**Problem description**
Go through the lines below. Copy those with "page".

**Supplied records**
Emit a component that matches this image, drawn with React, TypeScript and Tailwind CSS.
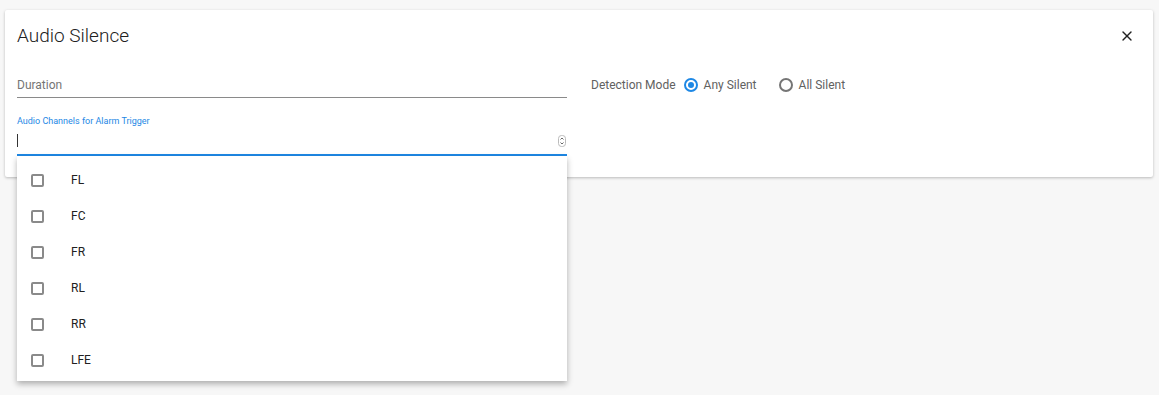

--

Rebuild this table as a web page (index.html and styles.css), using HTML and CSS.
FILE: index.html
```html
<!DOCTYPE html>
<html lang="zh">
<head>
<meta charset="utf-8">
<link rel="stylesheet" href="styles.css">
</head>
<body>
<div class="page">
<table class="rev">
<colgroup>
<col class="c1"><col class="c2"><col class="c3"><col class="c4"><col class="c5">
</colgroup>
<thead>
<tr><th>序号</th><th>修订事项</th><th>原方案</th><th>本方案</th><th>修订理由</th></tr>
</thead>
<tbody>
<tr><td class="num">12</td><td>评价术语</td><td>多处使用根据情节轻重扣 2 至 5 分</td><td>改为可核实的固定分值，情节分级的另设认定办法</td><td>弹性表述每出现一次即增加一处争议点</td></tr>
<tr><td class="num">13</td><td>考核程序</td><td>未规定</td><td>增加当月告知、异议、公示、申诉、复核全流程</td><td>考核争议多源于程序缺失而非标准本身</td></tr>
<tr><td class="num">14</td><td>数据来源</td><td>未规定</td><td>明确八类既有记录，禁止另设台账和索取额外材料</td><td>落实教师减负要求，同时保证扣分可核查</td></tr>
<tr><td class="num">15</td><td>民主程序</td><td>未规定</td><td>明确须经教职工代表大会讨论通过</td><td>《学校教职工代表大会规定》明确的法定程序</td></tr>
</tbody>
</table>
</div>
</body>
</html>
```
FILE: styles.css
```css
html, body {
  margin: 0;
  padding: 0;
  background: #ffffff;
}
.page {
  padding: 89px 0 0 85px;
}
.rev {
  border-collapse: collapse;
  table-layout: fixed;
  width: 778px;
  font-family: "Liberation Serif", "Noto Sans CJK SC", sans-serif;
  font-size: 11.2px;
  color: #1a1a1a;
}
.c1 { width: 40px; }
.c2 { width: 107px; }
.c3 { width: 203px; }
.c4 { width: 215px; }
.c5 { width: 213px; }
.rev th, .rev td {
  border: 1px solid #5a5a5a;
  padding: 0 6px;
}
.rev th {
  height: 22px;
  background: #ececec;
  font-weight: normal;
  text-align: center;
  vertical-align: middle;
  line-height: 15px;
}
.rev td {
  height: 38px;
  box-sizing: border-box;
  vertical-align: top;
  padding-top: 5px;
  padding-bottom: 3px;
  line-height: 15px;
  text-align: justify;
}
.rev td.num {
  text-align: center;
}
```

**Output of the task**
Rebuild this table as a web page (index.html and styles.css), using HTML and CSS.
<div class="page">
.page {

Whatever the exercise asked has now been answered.